Class struggle is critical to understanding the debate on social change. In its structure, the State contains channels and thus contributes to social conflict. In and through the State, it operates to constitute forms of social reproduction.
The neoliberal crisis was a broad crisis resulting from the inability of the fractions that emerged as dominant to continue expanding their capital based on higher levels of productivity and more significant appropriation of the value created. This inability was expressed within capital as a productive force and capitalist society. Neoliberalism transformed capital’s social and technical composition and opened the space for a change in the political composition of classes.
This change is perceived in the transformations in the working-class structure (between branches, qualifications, etc.) and in the organization of dead labor or constant capital.
With the exhaustion in the global south of the last phase of the neoliberal era (1995-2002) and the internal contradictions (economic, but also political and social) typical of the process at the level of capital as a productive force, the crisis manifests itself in the impossibility of increasing its value in the face of various forms of resistance. At the level of the capitalist society, it is expressed through the inability of the dominant classes to reproduce in an extended way without significant shocks, the fundamental social relations, and their social hegemony.

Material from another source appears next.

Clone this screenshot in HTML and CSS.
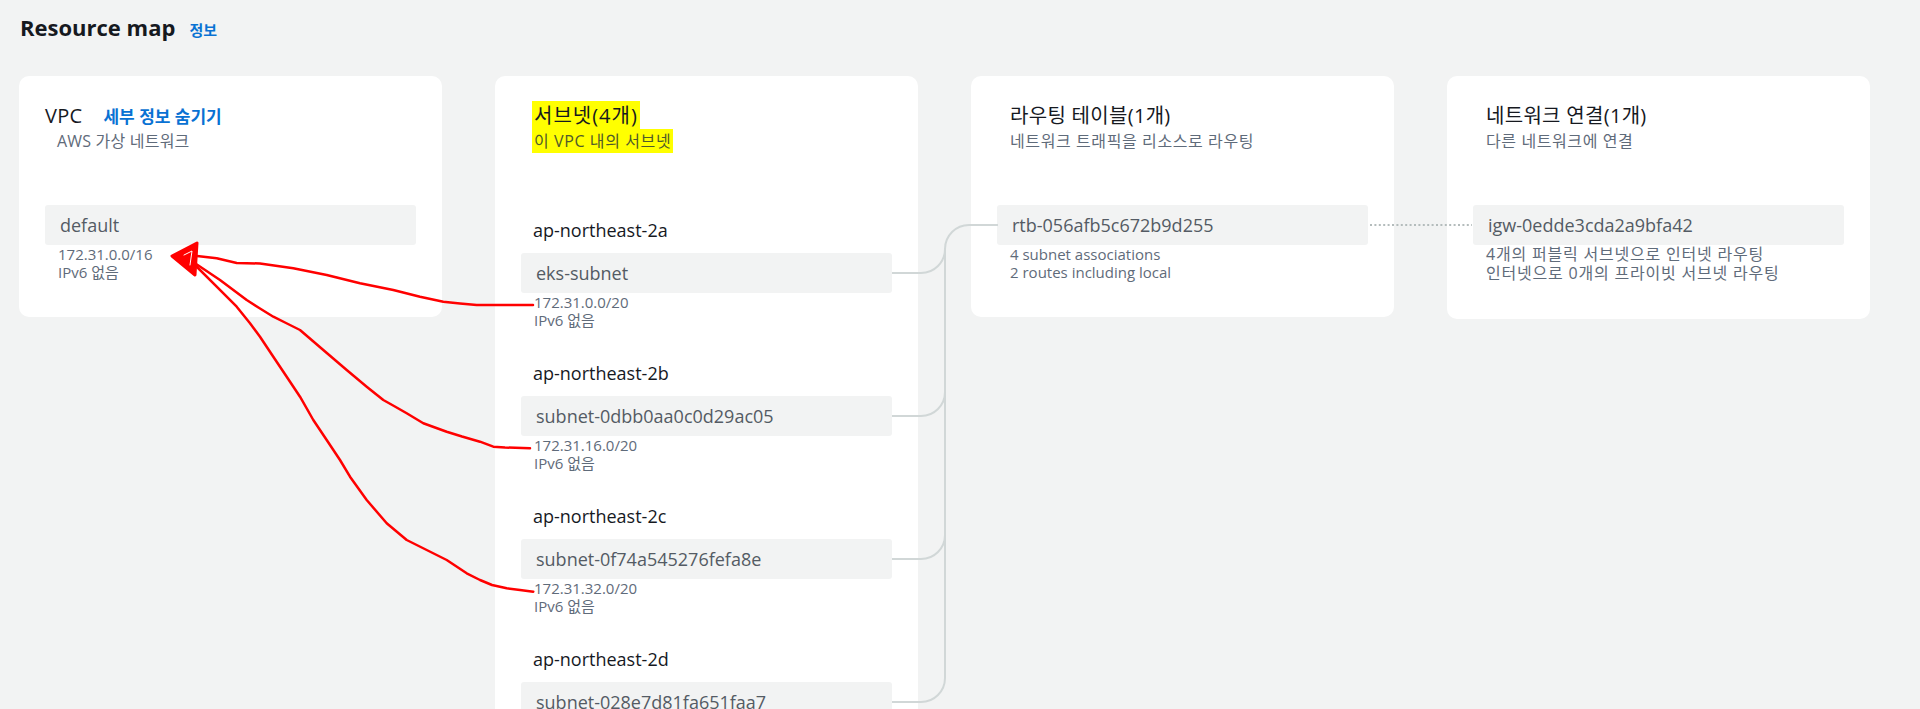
FILE: index.html
```html
<!DOCTYPE html>
<html lang="ko">
<head>
<meta charset="UTF-8">
<meta name="viewport" content="width=device-width, initial-scale=1.0">
<title>Resource map</title>
<link rel="stylesheet" href="styles.css">
</head>
<body>
<div class="page">
<div class="title-row">
<h2 class="title">Resource map</h2>
<a class="info" href="#">정보</a>
</div>
<div class="map">
<section class="card">
<div class="card-head vpc-head">
<div class="head-line">
<h3 class="card-title">VPC</h3>
<a class="toggle" href="#">세부 정보 숨기기</a>
</div>
<p class="card-sub">AWS 가상 네트워크</p>
</div>
<div class="node">default</div>
<div class="meta">
<div>172.31.0.0/16</div>
<div>IPv6 없음</div>
</div>
</section>
<section class="card">
<div class="card-head">
<h3 class="card-title"><span class="hl">서브넷(4개)</span></h3>
<p class="card-sub"><span class="hl">이 VPC 내의 서브넷</span></p>
</div>
<div class="az-list">
<div class="az">
<div class="az-name">ap-northeast-2a</div>
<div class="node">eks-subnet</div>
<div class="meta"><div>172.31.0.0/20</div><div>IPv6 없음</div></div>
</div>
<div class="az">
<div class="az-name">ap-northeast-2b</div>
<div class="node">subnet-0dbb0aa0c0d29ac05</div>
<div class="meta"><div>172.31.16.0/20</div><div>IPv6 없음</div></div>
</div>
<div class="az">
<div class="az-name">ap-northeast-2c</div>
<div class="node">subnet-0f74a545276fefa8e</div>
<div class="meta"><div>172.31.32.0/20</div><div>IPv6 없음</div></div>
</div>
<div class="az">
<div class="az-name">ap-northeast-2d</div>
<div class="node">subnet-028e7d81fa651faa7</div>
</div>
</div>
</section>
<section class="card">
<div class="card-head">
<h3 class="card-title">라우팅 테이블(1개)</h3>
<p class="card-sub">네트워크 트래픽을 리소스로 라우팅</p>
</div>
<div class="node">rtb-056afb5c672b9d255</div>
<div class="meta">
<div>4 subnet associations</div>
<div>2 routes including local</div>
</div>
</section>
<section class="card">
<div class="card-head">
<h3 class="card-title">네트워크 연결(1개)</h3>
<p class="card-sub">다른 네트워크에 연결</p>
</div>
<div class="node">igw-0edde3cda2a9bfa42</div>
<div class="meta ko">
<div>4개의 퍼블릭 서브넷으로 인터넷 라우팅</div>
<div>인터넷으로 0개의 프라이빗 서브넷 라우팅</div>
</div>
</section>
</div>
<!-- connectors + red annotation drawn on top -->
<svg class="overlay" width="1920" height="800" viewBox="0 0 1920 800">
<g class="links">
<path d="M998 225 H969 A24 24 0 0 0 945 249 V678 A24 24 0 0 1 921 702 H892"/>
<path d="M892 273 H921 A24 24 0 0 0 945 249"/>
<path d="M892 416 H921 A24 24 0 0 0 945 392"/>
<path d="M892 559 H921 A24 24 0 0 0 945 535"/>
</g>
<path class="dots" d="M1370 225 H1472"/>
<g class="marks">
<polyline points="533,305 500,305 476.7,305 460,303.5 443.3,301.7 420,296.7 393.3,290 360,283.3 326.7,275 293.3,268.3 260,263.5 236.7,263 216.7,258.3 197,256"/>
<polyline points="530,448.3 505,447.5 493.3,446.7 480,441.7 462,436.5 446.7,431.7 423.3,423.3 406.7,413.3 394,406 383.3,400 366.7,386.7 346.7,370 323.3,350 300,330 286,323 273.3,316.7 260,308.5 246.7,300 220,280 195,263.3"/>
<polyline points="533.3,591.7 520,590 506.7,588.3 492,585 480,580 466.7,573.3 446.7,560 426.7,550 406.7,540 386.7,523.3 366.7,500 350,476.7 340,460 326.7,440 313.3,420 300,396.7 286.7,376.7 273.3,356.7 260,336.7 250,323.3 236.7,306.7 216.7,286.7 195,265"/>
<polygon class="head" points="172,256 197,243 195,275"/>
<polyline class="scribble" points="184,255 192,251 190,265"/>
</g>
</svg>
</div>
</body>
</html>
```

FILE: styles.css
```css
* {
margin: 0;
padding: 0;
box-sizing: border-box;
font-family: "Open Sans", "Noto Sans CJK KR", sans-serif;
}
body {
background-color: #f2f3f3;
color: #16191f;
}
a {
text-decoration: none;
color: #0972d3;
font-weight: 700;
}
.page {
position: relative;
height: 100vh;
overflow: hidden;
padding: 12px 0 0 19px;
}
.title-row {
display: flex;
align-items: baseline;
gap: 14px;
height: 30px;
margin-bottom: 34px;
padding-left: 1px;
}
.title {
font-size: 22px;
font-weight: 700;
line-height: 30px;
}
.info {
font-size: 15px;
}
.map {
display: flex;
align-items: flex-start;
gap: 53px;
}
.card {
width: 423px;
flex-shrink: 0;
background: #fff;
border-radius: 10px;
padding: 26px 26px 36px;
}
.card-head {
padding-left: 13px;
margin-bottom: 53px;
}
.card-title {
font-size: 20px;
font-weight: 400;
line-height: 28px;
letter-spacing: 0.3px;
}
.card-sub {
font-size: 16px;
line-height: 22px;
color: #5f6b7a;
letter-spacing: 0.6px;
}
.vpc-head {
padding-left: 0;
}
.vpc-head .card-sub {
padding-left: 12px;
letter-spacing: 0.2px;
}
.head-line {
display: flex;
align-items: baseline;
gap: 21px;
}
.toggle {
font-size: 17px;
}
.node {
height: 40px;
display: flex;
align-items: center;
padding: 0 15px;
background: #f2f3f3;
border-radius: 3px;
font-size: 18px;
color: #545b64;
}
.meta {
padding-left: 13px;
font-size: 15px;
line-height: 18px;
color: #5f6b7a;
}
.meta.ko {
font-size: 16px;
line-height: 19px;
letter-spacing: 0.8px;
}
.az-list {
display: flex;
flex-direction: column;
gap: 31px;
padding-top: 12px;
}
.az-name {
padding-left: 12px;
margin-bottom: 10px;
font-size: 18px;
line-height: 26px;
}
.hl {
background: #ffff00;
padding: 1px 2px;
margin-left: -2px;
}
.card-title .hl {
letter-spacing: 1px;
}
.card-sub .hl {
color: #4f5a2a;
}
.overlay {
position: absolute;
top: 0;
left: 0;
pointer-events: none;
}
.links path {
fill: none;
stroke: #d1d7d7;
stroke-width: 2;
}
.dots {
fill: none;
stroke: #b4bcbc;
stroke-width: 2;
stroke-dasharray: 2 2.4;
}
.marks polyline {
fill: none;
stroke: #ff0000;
stroke-width: 2.5;
stroke-linejoin: round;
stroke-linecap: round;
}
.marks .head {
fill: #ff0000;
stroke: #ff0000;
stroke-width: 3;
stroke-linejoin: round;
}
.marks .scribble {
stroke: #fff;
stroke-width: 1;
}
```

On the one hand, the workers’ new political composition was expressed in new forms of opposition, both from the point of view of the workers’ organizations and outside of them. On the one hand, despite the advance in the precariousness of the production conditions, the workers’ organizational resistance was able to put concrete limits on the attempts of capital to channel the limits of accumulation on them. In parallel, as of 1993, the unemployed movement (‘picketers’) began articulating.
For its part, the development of the environmental struggles of native peoples and peasants, the struggles of small producers (urban and rural), and the advances of the feminist movement, among others, accounted for the formation of new modalities of articulation in the field of the people, of a new political composition of the class.
These changes also materialized in a blockade in the form of the neoliberal State. Constituted as a minimal, residual, repressive, strong State, as a form of capital as a social relationship, the neoliberal State in crisis cannot politically channel the people’s demands and money. Convertibility as a comprehensive strategy loses effectiveness, and the marginal and repressive intervention of the State becomes useless in containing requests and resistance. Neodevelopmentalism supposes the constitution of another form of State that can contain and channel the demands in the new political composition of the classes.
The class struggle is not generally expressed directly in the relationship of work against personified capital (companies or entrepreneurs) but through different mediations. In capitalism, class demands are translated into specific policies and orientations through the State. Not all the demands of the other classes and their fractions are channeled in the same way, with the same integrity.
On the one hand, given that the State is a form of capital, it processes demands through mechanisms like top-down and bureaucratic patriarchies and racism, which tend to reproduce multiple domination relationships. It is expressed in ‘structurally situated and strategically selective’ forms of state channeling of demands. Popular demands are first denied by capital and the State (ignored, rejected, repressed) and only eventually satisfied through specific institutional forms (e.g., labor legislation, Ministry of Labor).
The demands of capital and its dominant fractions are channeled into different state institutional spaces, such as macroeconomic or monetary policy.
On the other hand, the State is not omnipresent, omnipotent, or absent of contradictions. The objective contradictions that occur in the sphere of society are also expressed in the state form. The State is not ‘above’ society but within it. The fundamental contradiction between capital and labor in the space of production or immediate circulation of value is mediated not only by the practices of the actors directly in conflict but also by the institutional forms that (temporarily) solidify these contradictory relations.
This relationship includes both capital and (living) work in its modality as an active form of work (as variable capital) but also the relationship with work as non-work (that is, as non-capital work, suspended work, ‘idle’; Dinnerstein, 1999). The capital relationship also includes and tries to subsume other forms of work outside the direct connection of exploitation. Peasants, native peoples, and small farmers are subject to the capital’s attempts to oust them from their territories or hold them under its aegis.
In this way, the dynamics of the valorization and accumulation of capital (that is, the expanded reproduction of the capital relation) are constituted not only within the direct production space (‘the factory’) but also in the set of social connections outside of it, in the space of ‘reproduction.’ The idea that contemporary society ‘is’ (at least as a trend) the society of capital accounts for this comprehensiveness.